◆ **Task statement**
Look through the records that follow. Copy every line containing the word "screenshot".

◆ **Dataset**
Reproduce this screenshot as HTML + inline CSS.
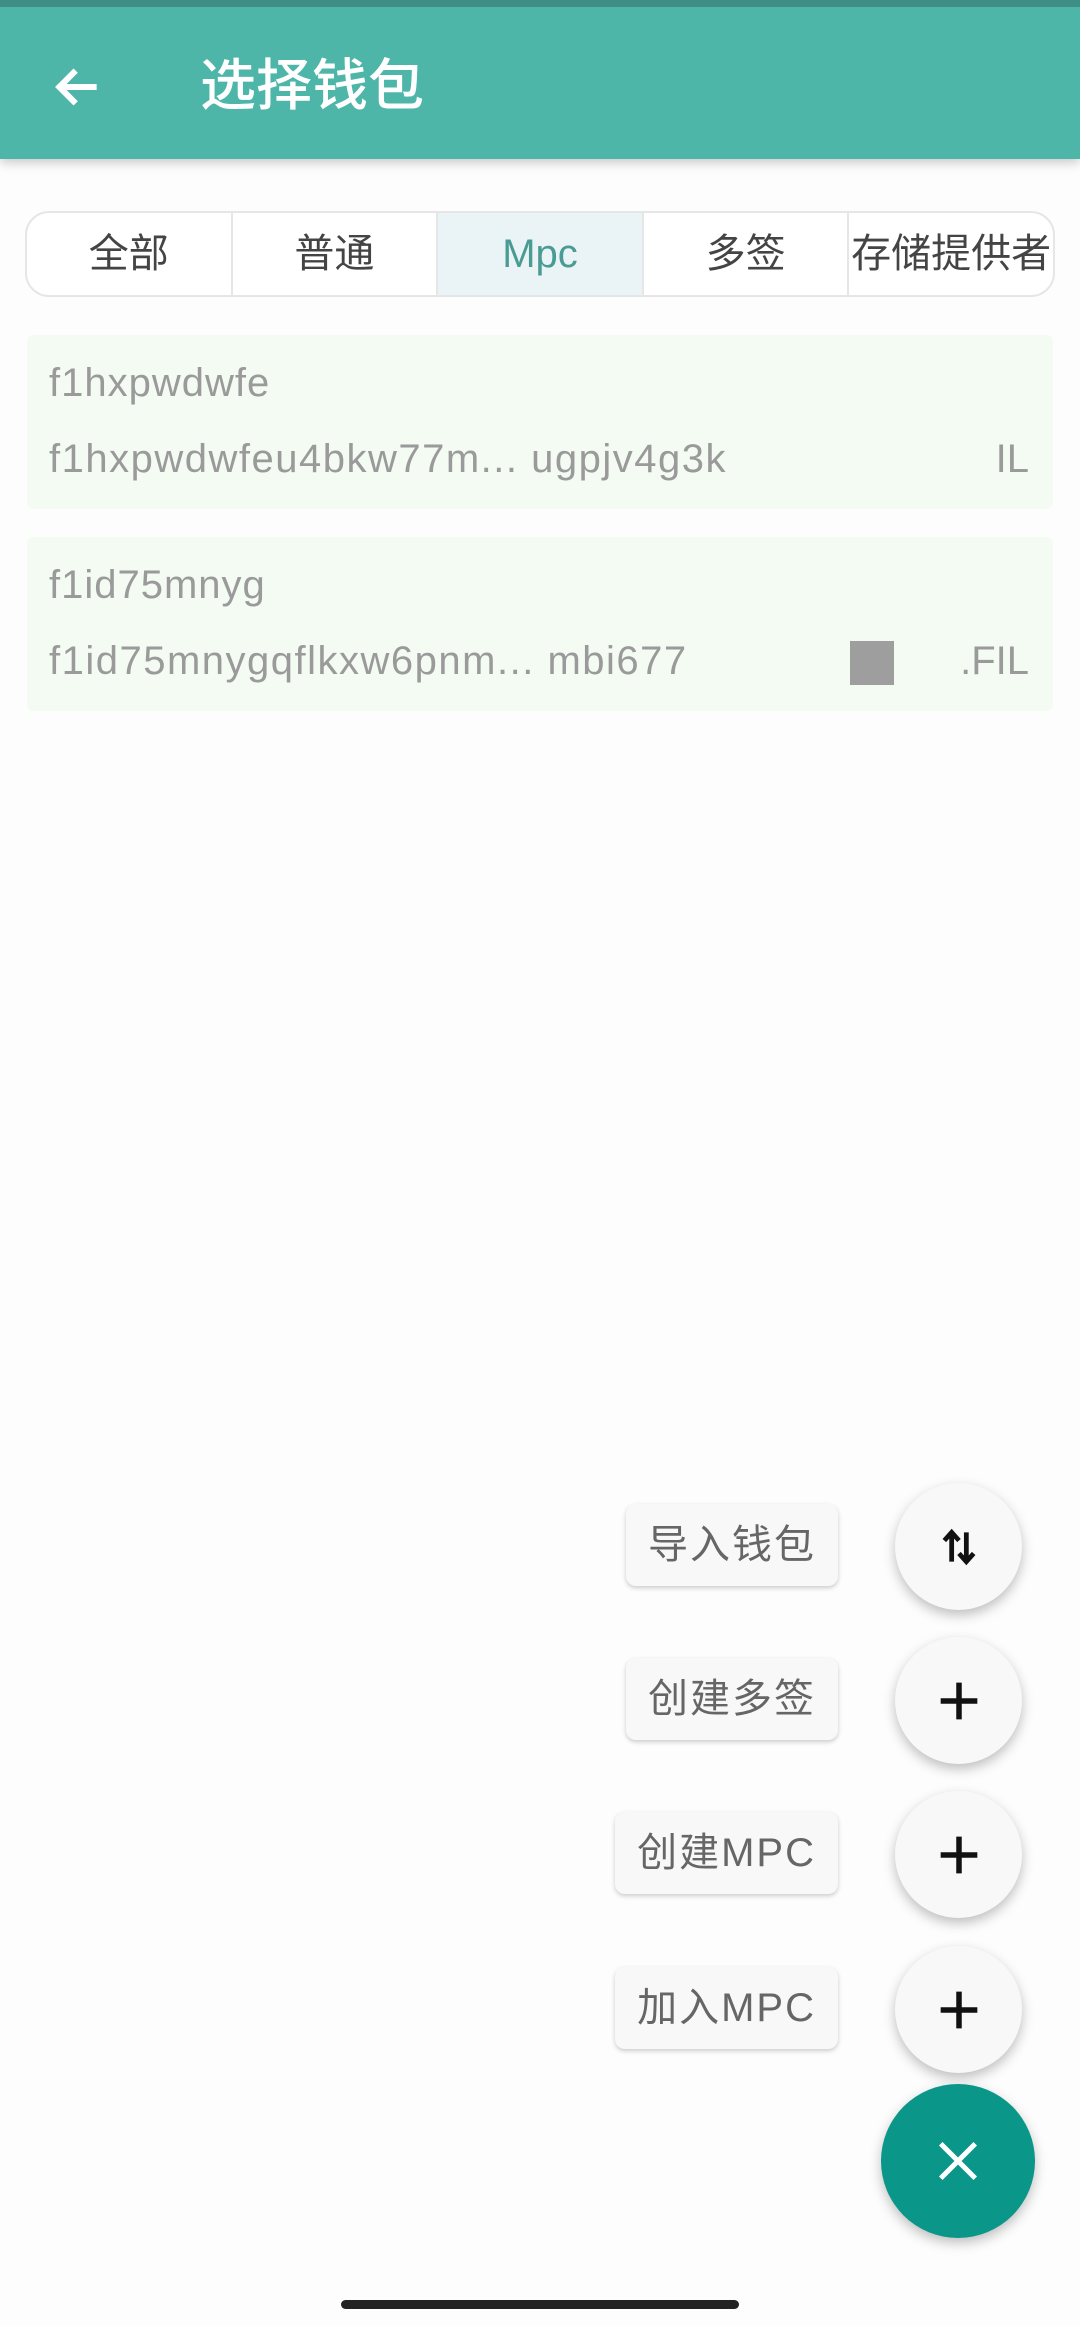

--

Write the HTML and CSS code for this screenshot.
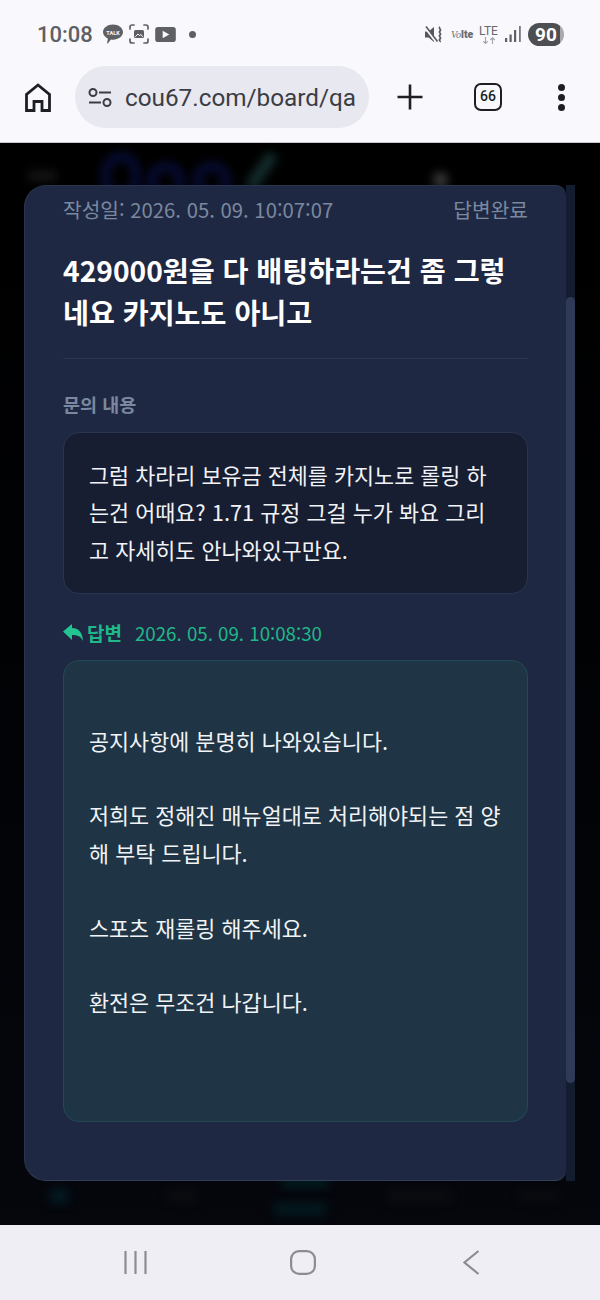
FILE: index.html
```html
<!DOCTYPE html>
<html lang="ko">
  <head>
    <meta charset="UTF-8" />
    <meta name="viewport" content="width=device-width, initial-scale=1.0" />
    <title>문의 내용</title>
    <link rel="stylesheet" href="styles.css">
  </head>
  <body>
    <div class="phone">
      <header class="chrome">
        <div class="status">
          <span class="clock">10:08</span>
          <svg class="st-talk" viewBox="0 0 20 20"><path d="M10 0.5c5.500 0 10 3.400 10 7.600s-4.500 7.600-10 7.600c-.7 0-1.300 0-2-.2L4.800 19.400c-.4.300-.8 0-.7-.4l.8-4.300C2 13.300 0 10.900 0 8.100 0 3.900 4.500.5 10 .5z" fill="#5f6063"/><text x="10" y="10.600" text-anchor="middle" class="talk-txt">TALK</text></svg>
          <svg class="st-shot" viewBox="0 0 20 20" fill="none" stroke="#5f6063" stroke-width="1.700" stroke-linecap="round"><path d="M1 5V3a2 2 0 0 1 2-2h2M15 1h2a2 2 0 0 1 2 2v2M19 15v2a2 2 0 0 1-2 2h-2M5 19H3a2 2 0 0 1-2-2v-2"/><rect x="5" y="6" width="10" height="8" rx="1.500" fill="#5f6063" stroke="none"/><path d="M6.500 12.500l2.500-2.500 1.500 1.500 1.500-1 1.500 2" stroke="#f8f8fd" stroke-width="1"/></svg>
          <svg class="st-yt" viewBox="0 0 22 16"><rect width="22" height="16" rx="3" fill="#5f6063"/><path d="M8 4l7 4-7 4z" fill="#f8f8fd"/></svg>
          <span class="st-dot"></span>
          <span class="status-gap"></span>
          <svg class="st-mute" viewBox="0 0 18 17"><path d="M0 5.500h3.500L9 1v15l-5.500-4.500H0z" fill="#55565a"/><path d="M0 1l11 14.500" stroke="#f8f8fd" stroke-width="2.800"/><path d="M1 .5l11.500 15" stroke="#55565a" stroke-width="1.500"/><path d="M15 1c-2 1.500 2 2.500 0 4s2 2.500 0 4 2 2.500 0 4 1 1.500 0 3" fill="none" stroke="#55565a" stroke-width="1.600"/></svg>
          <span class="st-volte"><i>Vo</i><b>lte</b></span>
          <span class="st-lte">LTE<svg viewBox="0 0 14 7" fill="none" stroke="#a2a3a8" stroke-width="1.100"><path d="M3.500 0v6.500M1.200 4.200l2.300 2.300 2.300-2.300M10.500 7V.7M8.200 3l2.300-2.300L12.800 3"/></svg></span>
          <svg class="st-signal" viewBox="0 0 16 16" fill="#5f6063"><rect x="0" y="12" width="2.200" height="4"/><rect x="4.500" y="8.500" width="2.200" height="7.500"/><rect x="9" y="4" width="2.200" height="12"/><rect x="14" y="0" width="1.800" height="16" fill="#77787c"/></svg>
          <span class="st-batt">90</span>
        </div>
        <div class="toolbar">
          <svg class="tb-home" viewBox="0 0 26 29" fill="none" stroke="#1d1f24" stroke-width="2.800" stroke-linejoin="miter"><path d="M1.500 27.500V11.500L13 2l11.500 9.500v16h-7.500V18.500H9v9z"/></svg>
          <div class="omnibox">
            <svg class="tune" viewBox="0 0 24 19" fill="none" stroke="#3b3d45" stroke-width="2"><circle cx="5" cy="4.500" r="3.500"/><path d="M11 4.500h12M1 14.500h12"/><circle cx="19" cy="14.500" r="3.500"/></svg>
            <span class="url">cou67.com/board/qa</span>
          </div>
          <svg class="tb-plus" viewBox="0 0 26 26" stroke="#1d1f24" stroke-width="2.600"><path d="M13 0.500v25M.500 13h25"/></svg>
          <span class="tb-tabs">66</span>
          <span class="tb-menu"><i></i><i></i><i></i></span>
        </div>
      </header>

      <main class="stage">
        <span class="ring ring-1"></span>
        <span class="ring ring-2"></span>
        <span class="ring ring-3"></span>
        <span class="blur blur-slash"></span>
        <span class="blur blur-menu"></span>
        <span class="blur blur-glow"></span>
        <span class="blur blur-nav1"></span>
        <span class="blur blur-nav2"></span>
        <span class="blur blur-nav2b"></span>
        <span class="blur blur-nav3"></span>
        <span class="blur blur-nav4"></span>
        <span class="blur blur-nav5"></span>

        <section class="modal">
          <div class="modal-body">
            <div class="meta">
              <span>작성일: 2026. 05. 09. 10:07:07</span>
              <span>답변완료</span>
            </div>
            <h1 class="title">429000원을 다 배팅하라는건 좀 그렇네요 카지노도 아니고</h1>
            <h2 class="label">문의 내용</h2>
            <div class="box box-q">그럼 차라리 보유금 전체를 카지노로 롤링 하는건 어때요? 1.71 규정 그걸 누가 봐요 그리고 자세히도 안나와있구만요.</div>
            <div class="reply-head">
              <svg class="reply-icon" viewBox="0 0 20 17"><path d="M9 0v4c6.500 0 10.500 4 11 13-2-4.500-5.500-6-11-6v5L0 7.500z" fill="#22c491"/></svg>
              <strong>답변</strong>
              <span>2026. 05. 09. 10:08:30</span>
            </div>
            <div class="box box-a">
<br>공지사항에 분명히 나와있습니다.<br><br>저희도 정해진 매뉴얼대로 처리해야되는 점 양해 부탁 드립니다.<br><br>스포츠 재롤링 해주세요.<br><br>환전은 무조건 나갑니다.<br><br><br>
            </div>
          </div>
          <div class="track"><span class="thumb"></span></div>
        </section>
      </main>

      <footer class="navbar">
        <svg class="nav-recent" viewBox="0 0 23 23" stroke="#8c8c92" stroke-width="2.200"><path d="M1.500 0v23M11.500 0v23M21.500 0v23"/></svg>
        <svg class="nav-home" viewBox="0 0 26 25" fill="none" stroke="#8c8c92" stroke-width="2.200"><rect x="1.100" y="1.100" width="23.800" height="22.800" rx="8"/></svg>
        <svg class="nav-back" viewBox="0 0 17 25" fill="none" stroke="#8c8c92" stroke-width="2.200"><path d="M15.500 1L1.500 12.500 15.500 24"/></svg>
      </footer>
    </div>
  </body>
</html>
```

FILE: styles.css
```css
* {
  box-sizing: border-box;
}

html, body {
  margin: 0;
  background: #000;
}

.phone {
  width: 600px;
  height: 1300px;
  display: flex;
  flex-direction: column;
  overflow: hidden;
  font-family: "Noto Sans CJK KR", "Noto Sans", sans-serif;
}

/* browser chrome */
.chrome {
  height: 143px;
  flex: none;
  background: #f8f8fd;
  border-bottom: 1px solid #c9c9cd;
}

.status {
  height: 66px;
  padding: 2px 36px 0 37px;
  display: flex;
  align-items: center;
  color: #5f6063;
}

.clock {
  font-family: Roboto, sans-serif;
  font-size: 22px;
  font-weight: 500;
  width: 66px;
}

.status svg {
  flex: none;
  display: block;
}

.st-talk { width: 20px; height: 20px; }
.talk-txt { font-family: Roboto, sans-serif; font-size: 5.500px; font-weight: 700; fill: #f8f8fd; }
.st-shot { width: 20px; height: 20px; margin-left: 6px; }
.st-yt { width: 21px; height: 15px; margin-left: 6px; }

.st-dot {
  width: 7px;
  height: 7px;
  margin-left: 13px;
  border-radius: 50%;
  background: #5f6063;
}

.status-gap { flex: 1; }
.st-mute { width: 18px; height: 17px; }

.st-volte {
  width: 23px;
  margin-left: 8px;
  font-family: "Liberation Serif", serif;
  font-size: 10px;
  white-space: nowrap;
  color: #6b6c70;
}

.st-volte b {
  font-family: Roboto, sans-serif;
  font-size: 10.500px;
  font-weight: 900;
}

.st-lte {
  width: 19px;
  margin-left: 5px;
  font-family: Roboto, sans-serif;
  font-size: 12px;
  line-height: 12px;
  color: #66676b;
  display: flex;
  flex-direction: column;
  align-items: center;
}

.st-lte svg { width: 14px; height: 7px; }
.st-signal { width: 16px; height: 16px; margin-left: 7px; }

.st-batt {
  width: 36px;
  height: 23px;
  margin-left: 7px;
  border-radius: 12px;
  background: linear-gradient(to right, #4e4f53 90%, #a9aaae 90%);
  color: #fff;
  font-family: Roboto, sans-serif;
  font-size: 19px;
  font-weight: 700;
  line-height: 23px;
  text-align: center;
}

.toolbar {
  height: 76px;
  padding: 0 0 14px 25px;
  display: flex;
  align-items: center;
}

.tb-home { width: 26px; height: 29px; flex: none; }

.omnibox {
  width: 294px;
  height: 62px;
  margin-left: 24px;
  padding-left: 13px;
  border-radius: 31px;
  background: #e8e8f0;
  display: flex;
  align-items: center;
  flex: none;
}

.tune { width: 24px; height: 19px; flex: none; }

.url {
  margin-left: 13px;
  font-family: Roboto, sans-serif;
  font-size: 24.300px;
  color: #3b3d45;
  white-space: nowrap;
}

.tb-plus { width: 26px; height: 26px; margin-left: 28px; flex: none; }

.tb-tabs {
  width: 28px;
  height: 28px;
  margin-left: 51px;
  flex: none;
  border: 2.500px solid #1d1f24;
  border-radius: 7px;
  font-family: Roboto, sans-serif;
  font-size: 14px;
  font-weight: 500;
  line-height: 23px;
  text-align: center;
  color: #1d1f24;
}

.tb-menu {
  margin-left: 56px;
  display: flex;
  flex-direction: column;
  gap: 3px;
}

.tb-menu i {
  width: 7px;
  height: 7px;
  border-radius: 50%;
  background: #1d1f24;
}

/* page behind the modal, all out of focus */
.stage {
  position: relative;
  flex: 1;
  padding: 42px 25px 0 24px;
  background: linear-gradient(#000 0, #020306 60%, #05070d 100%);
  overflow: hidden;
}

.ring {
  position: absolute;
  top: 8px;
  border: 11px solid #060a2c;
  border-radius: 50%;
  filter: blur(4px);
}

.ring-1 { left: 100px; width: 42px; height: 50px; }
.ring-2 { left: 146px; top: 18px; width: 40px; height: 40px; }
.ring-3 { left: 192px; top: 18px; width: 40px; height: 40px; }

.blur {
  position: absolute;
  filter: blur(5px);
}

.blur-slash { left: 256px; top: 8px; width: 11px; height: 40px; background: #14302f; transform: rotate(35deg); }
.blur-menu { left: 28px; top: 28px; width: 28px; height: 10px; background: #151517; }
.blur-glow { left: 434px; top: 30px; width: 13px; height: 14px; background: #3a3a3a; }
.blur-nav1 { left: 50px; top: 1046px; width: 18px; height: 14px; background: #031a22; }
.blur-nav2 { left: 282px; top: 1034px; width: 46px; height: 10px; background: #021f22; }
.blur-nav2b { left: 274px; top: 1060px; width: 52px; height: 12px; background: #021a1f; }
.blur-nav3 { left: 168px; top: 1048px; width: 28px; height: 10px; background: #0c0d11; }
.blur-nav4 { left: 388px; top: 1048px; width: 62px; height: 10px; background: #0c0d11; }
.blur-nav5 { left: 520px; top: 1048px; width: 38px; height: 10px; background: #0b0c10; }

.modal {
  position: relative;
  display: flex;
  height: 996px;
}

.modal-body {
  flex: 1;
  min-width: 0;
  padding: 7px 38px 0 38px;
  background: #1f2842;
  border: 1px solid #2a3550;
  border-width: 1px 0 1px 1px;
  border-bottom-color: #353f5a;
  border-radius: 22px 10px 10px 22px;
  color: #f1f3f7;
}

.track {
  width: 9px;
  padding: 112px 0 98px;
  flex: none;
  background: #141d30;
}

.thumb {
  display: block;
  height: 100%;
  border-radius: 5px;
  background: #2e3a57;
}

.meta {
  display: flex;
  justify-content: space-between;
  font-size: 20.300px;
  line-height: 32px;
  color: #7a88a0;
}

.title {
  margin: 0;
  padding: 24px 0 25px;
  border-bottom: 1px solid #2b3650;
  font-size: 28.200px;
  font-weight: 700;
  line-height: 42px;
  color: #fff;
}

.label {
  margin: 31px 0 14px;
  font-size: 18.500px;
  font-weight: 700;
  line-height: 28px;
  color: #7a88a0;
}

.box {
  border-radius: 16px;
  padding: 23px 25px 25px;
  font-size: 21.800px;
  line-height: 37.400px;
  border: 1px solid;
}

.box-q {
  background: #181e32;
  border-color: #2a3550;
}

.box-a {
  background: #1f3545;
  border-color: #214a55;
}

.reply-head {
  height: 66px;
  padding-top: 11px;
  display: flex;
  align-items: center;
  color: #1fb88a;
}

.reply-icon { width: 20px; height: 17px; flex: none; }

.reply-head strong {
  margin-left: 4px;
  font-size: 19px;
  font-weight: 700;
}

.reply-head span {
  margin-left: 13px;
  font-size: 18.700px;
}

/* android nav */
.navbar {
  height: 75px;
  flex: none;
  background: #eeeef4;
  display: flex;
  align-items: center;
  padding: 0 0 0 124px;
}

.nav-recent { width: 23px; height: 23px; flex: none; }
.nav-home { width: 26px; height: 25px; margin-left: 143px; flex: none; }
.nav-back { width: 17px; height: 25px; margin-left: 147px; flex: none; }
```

◆ **Result**
Reproduce this screenshot as HTML + inline CSS.
Write the HTML and CSS code for this screenshot.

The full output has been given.